Listing:
──────────

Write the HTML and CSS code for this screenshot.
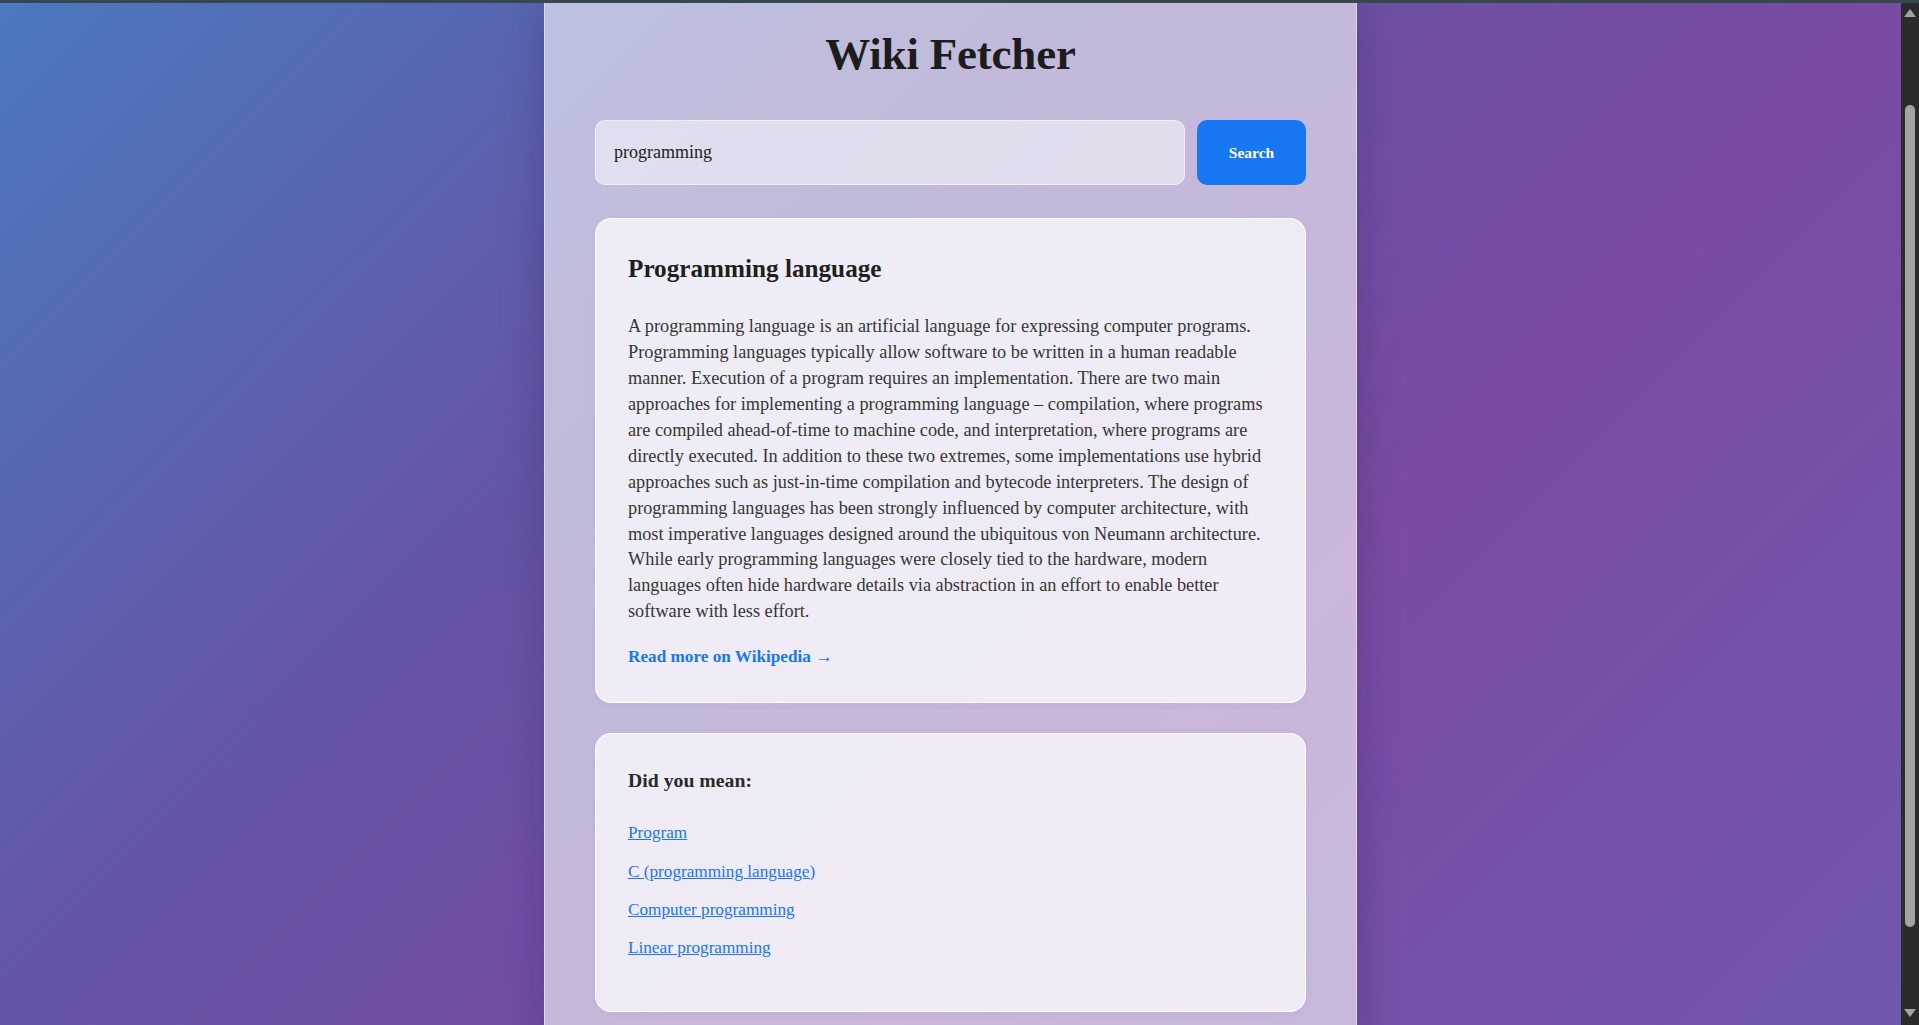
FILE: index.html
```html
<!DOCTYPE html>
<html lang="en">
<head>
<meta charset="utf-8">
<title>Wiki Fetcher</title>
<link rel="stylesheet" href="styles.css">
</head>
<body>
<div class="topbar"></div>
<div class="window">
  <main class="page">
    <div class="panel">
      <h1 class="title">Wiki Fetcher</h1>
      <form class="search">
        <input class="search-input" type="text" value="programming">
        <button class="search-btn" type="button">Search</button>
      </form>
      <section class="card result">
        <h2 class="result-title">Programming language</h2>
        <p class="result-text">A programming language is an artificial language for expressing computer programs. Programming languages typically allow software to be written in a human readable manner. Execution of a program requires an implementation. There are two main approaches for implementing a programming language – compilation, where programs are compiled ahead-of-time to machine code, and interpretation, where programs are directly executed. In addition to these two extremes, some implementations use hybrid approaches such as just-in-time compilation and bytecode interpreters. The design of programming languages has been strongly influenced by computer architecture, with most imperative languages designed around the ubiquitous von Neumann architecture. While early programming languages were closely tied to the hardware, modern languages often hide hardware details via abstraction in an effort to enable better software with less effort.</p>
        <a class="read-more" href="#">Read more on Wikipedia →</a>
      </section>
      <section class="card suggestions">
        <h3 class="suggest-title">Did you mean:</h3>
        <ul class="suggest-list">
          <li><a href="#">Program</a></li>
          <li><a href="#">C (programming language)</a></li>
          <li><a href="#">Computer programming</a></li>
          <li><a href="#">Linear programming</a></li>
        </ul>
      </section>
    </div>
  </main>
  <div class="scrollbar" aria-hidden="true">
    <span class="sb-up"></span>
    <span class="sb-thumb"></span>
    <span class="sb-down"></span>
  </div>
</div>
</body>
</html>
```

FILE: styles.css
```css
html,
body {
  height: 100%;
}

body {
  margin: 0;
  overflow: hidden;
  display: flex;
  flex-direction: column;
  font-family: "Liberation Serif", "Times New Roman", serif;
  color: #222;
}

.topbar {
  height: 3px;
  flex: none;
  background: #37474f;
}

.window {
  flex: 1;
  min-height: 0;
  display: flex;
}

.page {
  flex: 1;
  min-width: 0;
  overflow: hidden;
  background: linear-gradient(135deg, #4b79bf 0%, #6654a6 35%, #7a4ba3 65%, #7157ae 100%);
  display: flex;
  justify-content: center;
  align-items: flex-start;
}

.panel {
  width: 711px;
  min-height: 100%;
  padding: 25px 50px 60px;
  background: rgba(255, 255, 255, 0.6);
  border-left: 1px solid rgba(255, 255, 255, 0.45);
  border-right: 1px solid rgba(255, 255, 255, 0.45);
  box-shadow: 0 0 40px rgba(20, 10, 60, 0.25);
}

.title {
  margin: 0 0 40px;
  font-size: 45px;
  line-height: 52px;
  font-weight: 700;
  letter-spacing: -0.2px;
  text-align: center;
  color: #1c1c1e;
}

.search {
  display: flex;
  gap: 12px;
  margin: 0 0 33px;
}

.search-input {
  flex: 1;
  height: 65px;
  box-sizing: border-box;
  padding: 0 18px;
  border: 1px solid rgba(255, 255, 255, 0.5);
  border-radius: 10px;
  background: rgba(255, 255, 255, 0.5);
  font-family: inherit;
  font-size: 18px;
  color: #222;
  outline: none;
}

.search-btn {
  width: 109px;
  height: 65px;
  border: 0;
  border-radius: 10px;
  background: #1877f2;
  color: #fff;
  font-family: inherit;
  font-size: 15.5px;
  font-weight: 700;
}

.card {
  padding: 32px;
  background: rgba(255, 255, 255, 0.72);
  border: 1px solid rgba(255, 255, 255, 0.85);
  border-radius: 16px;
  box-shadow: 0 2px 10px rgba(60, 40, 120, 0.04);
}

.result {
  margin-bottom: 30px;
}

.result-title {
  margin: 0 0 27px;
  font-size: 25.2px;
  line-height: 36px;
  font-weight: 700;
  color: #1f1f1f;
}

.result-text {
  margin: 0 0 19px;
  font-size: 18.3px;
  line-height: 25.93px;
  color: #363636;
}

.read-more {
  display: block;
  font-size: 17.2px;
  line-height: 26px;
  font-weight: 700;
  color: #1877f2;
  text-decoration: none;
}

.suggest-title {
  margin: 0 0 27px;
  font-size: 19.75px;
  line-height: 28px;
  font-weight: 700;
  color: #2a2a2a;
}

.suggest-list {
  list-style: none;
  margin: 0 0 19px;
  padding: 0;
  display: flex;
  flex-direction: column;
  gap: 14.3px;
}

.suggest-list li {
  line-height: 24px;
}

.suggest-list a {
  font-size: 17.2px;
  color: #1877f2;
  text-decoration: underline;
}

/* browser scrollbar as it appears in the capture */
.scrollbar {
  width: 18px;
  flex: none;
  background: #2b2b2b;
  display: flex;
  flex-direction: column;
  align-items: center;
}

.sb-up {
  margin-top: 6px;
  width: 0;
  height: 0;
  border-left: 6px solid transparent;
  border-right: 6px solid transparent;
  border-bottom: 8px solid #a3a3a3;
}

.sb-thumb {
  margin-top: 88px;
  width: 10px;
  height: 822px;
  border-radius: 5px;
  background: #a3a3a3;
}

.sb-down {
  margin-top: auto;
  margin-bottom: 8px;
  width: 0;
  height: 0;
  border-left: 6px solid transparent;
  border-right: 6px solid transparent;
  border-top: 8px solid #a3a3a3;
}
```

──────────

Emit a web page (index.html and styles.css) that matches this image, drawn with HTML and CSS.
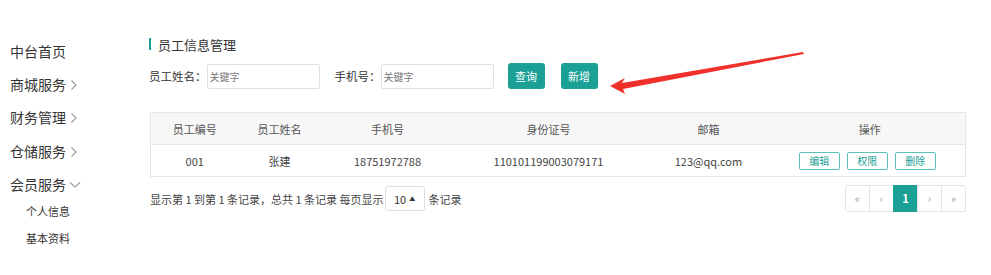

──────────

Prompt: Which lines include "this"? Copy each of them out.

Final answer:
Write the HTML and CSS code for this screenshot.
Emit a web page (index.html and styles.css) that matches this image, drawn with HTML and CSS.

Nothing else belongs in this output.